## [Dataset content]
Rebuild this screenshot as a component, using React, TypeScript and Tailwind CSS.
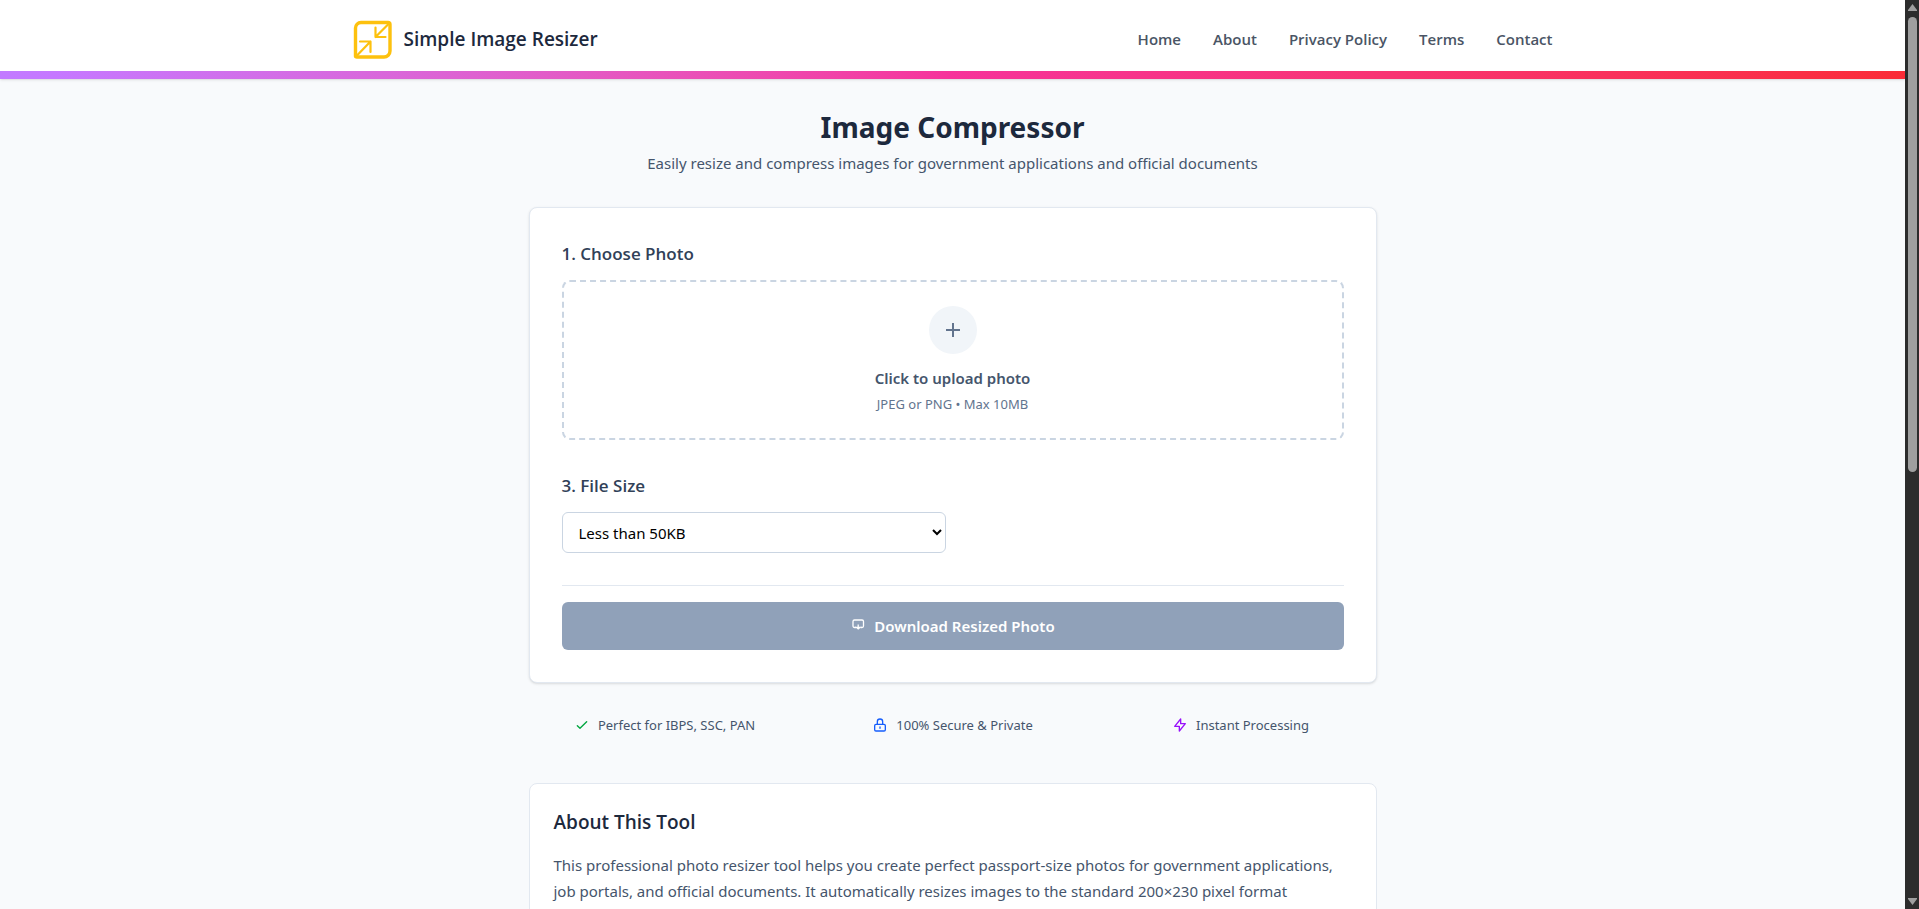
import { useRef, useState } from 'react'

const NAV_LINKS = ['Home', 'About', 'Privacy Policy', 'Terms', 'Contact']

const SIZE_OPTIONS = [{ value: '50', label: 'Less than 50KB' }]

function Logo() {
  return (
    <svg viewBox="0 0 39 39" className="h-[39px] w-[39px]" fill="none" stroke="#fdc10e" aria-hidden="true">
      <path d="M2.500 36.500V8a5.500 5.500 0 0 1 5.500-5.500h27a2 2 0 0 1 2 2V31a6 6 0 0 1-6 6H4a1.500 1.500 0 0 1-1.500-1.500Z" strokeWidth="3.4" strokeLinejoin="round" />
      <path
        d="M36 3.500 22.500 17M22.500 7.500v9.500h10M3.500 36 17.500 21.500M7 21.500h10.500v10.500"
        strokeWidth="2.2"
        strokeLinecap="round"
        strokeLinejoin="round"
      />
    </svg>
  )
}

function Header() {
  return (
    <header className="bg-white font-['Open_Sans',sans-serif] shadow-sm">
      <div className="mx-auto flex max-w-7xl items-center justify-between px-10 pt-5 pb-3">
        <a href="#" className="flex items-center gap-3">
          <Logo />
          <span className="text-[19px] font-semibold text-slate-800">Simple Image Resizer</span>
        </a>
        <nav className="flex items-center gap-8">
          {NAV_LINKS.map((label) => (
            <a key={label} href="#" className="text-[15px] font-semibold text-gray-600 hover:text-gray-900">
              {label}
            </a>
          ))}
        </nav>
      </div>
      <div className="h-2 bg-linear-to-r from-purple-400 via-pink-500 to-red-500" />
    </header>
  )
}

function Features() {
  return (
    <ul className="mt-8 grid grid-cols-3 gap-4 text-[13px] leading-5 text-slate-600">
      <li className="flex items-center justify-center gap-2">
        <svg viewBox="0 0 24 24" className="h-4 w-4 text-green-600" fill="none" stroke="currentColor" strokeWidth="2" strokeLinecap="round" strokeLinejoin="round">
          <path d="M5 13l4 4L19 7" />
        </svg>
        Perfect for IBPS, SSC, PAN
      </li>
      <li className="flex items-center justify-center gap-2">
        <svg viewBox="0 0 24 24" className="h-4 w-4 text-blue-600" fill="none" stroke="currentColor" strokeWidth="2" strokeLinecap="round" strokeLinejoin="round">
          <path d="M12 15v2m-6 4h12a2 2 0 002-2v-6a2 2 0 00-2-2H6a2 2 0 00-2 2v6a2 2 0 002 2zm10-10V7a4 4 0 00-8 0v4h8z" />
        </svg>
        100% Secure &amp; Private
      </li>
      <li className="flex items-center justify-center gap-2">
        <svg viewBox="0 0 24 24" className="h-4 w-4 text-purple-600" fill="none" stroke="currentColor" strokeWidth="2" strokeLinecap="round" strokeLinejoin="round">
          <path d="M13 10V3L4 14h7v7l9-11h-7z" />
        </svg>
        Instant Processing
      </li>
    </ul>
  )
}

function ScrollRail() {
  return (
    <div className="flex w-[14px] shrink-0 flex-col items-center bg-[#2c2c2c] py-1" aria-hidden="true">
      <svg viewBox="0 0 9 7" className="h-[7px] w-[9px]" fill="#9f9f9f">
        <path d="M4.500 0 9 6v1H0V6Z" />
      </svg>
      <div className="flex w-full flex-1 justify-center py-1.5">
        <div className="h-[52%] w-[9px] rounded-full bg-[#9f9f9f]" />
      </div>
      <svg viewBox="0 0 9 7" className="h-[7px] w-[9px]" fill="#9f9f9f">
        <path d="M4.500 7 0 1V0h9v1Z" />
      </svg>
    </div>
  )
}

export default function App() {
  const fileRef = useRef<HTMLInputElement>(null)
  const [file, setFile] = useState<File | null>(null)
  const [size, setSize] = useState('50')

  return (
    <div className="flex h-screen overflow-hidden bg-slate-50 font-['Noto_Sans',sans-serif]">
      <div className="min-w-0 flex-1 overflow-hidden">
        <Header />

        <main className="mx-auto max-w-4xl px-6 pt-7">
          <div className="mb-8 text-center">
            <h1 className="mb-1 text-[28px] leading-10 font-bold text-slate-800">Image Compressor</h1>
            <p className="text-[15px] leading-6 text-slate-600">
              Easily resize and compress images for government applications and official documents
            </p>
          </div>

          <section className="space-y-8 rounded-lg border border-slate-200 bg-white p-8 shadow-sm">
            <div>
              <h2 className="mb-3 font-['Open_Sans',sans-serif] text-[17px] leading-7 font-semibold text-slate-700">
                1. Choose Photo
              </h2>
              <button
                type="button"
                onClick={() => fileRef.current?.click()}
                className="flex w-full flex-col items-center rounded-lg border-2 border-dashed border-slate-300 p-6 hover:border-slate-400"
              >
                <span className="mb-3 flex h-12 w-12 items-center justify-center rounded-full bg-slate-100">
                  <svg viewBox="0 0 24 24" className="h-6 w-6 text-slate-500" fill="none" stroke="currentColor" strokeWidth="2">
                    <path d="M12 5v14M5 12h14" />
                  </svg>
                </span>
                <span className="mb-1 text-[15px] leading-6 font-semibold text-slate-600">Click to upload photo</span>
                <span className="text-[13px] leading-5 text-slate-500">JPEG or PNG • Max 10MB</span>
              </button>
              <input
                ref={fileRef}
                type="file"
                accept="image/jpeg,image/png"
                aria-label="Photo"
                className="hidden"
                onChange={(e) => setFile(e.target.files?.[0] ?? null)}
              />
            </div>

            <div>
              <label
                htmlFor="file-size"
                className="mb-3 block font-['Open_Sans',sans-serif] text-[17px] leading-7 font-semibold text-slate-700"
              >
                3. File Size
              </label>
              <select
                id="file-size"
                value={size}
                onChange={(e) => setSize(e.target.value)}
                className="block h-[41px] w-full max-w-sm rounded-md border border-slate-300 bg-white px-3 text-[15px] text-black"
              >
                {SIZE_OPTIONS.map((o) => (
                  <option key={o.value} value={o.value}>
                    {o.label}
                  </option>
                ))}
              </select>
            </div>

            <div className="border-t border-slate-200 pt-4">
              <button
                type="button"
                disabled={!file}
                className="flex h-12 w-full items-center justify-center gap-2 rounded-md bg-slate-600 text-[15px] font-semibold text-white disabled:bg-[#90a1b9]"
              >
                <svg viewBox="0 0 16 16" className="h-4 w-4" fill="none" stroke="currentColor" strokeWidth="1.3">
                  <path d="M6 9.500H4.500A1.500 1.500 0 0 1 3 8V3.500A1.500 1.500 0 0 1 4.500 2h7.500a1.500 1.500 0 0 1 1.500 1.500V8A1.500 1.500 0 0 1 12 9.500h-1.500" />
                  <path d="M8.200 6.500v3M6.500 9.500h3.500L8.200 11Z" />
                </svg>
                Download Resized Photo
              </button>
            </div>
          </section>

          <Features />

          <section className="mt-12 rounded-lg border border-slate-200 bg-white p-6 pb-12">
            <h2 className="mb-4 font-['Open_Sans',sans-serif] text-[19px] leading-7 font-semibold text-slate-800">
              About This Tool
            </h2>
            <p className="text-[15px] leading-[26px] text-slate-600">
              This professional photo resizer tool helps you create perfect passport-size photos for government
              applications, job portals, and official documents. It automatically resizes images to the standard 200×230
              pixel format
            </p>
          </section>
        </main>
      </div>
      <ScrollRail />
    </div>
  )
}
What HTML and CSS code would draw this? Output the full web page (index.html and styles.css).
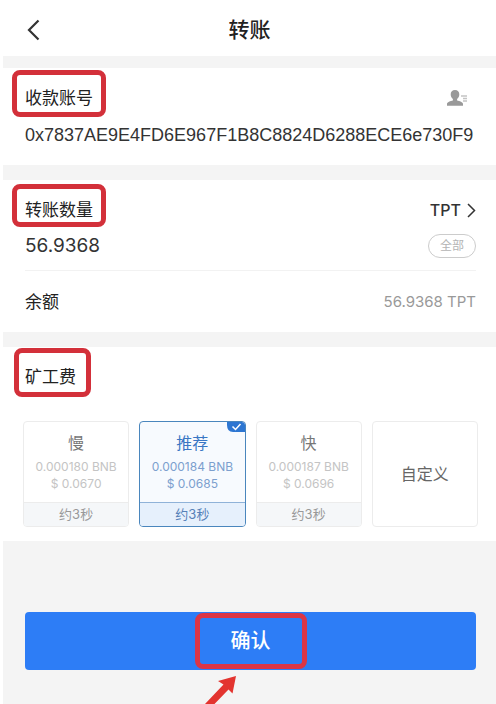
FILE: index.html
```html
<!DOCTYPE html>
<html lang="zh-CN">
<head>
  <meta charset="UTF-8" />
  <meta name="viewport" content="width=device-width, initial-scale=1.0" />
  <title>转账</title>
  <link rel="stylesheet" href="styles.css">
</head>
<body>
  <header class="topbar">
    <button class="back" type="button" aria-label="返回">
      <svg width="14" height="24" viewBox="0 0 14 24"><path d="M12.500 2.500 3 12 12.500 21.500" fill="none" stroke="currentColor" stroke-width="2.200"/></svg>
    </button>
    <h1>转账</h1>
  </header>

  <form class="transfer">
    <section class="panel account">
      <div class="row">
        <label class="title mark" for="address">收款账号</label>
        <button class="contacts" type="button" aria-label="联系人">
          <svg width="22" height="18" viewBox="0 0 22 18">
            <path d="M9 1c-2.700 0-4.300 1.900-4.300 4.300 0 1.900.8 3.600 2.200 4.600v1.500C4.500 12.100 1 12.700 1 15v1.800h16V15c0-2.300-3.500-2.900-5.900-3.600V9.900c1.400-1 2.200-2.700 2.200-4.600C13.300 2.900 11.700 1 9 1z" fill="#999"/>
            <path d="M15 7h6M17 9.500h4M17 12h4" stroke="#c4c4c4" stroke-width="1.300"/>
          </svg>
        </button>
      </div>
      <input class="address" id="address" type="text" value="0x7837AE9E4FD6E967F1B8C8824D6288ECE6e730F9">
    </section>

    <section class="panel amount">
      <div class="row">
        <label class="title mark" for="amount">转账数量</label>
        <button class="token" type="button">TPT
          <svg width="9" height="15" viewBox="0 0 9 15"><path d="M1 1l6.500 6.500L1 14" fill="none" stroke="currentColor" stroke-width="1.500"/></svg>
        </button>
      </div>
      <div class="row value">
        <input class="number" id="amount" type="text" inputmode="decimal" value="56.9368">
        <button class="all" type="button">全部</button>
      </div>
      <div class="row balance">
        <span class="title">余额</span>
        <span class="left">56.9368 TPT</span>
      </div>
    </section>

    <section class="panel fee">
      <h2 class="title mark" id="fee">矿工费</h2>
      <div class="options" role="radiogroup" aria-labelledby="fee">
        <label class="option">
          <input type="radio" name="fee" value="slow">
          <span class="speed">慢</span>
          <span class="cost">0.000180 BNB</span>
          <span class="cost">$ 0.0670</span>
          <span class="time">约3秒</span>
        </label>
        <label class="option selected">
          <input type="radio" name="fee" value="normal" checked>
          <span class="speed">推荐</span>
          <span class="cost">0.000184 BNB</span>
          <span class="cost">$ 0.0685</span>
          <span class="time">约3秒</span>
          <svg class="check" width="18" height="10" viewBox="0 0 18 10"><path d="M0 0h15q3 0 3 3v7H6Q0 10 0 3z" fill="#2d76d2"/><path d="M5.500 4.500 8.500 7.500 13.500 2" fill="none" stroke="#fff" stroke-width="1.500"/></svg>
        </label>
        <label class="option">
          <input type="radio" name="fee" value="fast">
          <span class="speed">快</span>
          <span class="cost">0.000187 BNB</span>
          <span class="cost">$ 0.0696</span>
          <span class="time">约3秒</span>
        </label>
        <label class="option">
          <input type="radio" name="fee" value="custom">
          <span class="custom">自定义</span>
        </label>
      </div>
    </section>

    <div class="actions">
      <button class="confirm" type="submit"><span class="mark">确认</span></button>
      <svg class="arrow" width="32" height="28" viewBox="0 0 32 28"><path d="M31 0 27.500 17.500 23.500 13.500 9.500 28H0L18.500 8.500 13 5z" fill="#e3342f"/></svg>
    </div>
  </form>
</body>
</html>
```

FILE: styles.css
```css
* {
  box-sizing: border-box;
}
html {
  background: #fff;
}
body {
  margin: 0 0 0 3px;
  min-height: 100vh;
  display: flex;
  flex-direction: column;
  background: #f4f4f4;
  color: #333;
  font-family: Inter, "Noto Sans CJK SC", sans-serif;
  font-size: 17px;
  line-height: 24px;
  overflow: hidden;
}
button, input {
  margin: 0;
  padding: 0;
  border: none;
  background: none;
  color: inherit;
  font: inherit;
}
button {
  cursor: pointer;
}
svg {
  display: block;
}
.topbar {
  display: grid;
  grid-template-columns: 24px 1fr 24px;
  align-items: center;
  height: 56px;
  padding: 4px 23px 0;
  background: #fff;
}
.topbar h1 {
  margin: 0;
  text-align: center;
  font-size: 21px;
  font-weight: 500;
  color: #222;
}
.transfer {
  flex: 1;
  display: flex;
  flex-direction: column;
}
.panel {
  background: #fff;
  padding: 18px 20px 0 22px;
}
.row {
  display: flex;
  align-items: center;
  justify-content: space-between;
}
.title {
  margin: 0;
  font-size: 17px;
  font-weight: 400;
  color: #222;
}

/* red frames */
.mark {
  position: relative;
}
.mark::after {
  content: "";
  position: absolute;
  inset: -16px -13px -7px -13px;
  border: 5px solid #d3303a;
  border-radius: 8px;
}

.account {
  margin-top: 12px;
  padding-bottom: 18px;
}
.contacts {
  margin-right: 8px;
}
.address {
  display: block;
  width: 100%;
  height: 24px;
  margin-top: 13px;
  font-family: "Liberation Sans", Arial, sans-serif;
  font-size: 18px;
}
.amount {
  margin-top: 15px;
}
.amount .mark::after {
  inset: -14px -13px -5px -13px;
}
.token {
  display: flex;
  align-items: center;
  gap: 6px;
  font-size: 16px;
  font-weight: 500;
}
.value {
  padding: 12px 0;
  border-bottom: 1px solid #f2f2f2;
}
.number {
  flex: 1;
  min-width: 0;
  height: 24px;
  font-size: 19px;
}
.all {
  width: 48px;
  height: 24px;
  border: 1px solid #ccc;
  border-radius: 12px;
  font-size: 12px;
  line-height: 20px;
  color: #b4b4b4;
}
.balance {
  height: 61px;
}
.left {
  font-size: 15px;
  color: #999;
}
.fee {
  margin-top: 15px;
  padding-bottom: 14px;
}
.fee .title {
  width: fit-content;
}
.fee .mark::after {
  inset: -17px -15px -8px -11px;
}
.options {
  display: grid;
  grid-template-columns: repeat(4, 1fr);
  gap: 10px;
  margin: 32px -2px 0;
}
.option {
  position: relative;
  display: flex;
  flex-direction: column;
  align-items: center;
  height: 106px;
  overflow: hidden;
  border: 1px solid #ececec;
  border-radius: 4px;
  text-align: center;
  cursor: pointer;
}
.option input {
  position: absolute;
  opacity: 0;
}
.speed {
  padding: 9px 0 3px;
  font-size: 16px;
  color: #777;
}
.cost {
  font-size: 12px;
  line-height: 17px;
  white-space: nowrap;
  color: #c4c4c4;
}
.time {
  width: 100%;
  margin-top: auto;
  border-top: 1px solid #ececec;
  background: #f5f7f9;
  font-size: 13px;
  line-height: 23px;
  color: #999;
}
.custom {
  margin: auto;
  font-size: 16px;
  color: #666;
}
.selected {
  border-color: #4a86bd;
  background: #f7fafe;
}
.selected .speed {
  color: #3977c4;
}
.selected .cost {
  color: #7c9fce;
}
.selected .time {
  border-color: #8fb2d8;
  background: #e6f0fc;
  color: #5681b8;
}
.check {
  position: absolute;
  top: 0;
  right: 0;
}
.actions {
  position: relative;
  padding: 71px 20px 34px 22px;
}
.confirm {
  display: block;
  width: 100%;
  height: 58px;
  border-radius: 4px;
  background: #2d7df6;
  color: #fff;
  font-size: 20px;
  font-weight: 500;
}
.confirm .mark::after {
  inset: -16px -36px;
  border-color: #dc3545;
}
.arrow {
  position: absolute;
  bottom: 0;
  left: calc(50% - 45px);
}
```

## [Written task]
Quote the records above exactly, from the first line through the line containing "const NAV_LINKS = ['Home', 'About', 'Privacy", and leave out the pictures.

## [Result of this exercise]
Rebuild this screenshot as a component, using React, TypeScript and Tailwind CSS.
import { useRef, useState } from 'react'

const NAV_LINKS = ['Home', 'About', 'Privacy Policy', 'Terms', 'Contact']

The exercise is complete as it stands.